Oi Nitom (Mising: Oi Ni:tom; Assamese: ঐনিতম) is a traditional music form of the Mising community of Assam. The Mising tribes consider this type of song as a folk song.

== Characterization ==

Missing Oinitam Song By Rahul Narah.

Oi Nitom can be characterized as songs of love. The term Oi Nitom literally means "song of the dear one" in the Mising language. They are then in some ways similar to Bihu with natural lyricism and picturesque imagery.

An example:Longé: miksi dínamdém

Apongépé tí:langka

Yumé miksi dénamdém

Kerasinpé romlangka

== In the Mishing community ==
The Mising people have several forms of folk songs, such as Abang, Kabang, Birig, Lupo and Oi Nitom. However, the form of Oi Nitom has gained exceptional prominence and attention compared to other forms of Mising folk music.
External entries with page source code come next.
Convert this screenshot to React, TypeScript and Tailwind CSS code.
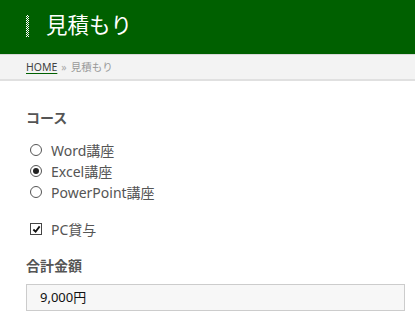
import { useState } from "react";

const courses = ["Word講座", "Excel講座", "PowerPoint講座"];

export default function App() {
  const [course, setCourse] = useState(1);
  const [pc, setPc] = useState(true);

  return (
    <div
      className="w-[415px] h-[324px] bg-white overflow-hidden text-[#555]"
      style={{ fontFamily: '"Noto Sans", "Noto Sans CJK JP", sans-serif' }}
    >
      {/* Header */}
      <header className="h-[54px] bg-[#006000] flex items-center pl-[26px]">
        <span
          className="w-[3px] h-[22px] mr-[17px] mt-[-2px]"
          style={{
            backgroundImage:
              "repeating-conic-gradient(#ffffff 0 25%, #006000 0 50%)",
            backgroundSize: "2px 2px",
          }}
        />
        <h1 className="text-white text-[21.5px] leading-none mt-[-4px]">見積もり</h1>
      </header>

      {/* Breadcrumb */}
      <nav className="h-[27px] bg-[#f3f3f3] border-t border-[#d8d8d8] border-b-2 border-b-[#e0e0e0] flex items-center pl-[26px] pt-[1px] text-[10.5px]">
        <a href="#" className="text-[#444] underline decoration-[#006000] underline-offset-2">
          HOME
        </a>
        <span className="text-[#aaa] mx-[4px]">»</span>
        <span className="text-[#999]">見積もり</span>
      </nav>

      {/* Form */}
      <div className="pl-[26px] pr-[10px] pt-[30px]">
        <h2 className="text-[14px] font-bold leading-none">コース</h2>
        <div className="mt-[15px] flex flex-col gap-[1px]">
          {courses.map((c, i) => (
            <label key={c} className="flex items-center h-[20px] text-[14px]">
              <span
                onClick={() => setCourse(i)}
                className="w-[12px] h-[12px] ml-[4px] mr-[9px] rounded-full border border-[#555] bg-white flex items-center justify-center"
              >
                {course === i && <span className="w-[6px] h-[6px] rounded-full bg-[#222]" />}
              </span>
              {c}
            </label>
          ))}
        </div>

        <label className="flex items-center h-[20px] mt-[17px] text-[14px]">
          <span
            onClick={() => setPc(!pc)}
            className="w-[12px] h-[12px] ml-[4px] mr-[9px] border border-[#444] bg-white flex items-center justify-center"
          >
            {pc && (
              <svg viewBox="0 0 10 10" className="w-[9px] h-[9px]">
                <path d="M1.5 5 L4 7.5 L8.5 1.5" fill="none" stroke="#111" strokeWidth="2" />
              </svg>
            )}
          </span>
          PC貸与
        </label>

        <h2 className="text-[14px] font-bold leading-none mt-[20px]">合計金額</h2>
        <div className="mt-[11px] w-[379px] h-[27px] bg-[#f7f7f7] border border-[#cccccc] flex items-center pl-[13px] text-[13px] text-[#111]">
          9,000円
        </div>
      </div>
    </div>
  );
}
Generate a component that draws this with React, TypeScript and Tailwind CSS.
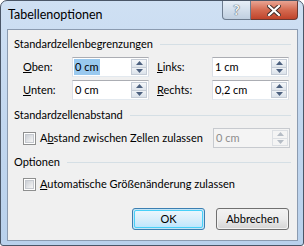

Another way of classifying Mising folk songs is as Religious Abang, Oi Nitom, Kaban, Ko-ni-nam and Moman, where Oi Nitoms are songs of love, Kaban are songs of lamentation and Ko-ni-nam are lullabies. Oi Nitom has slowly replaced Kaban, which used to be the prominent form of folk music among the Mising.

The Mising people dance to the tune of Oi Nitom in festivals like Ali Aye Ligang.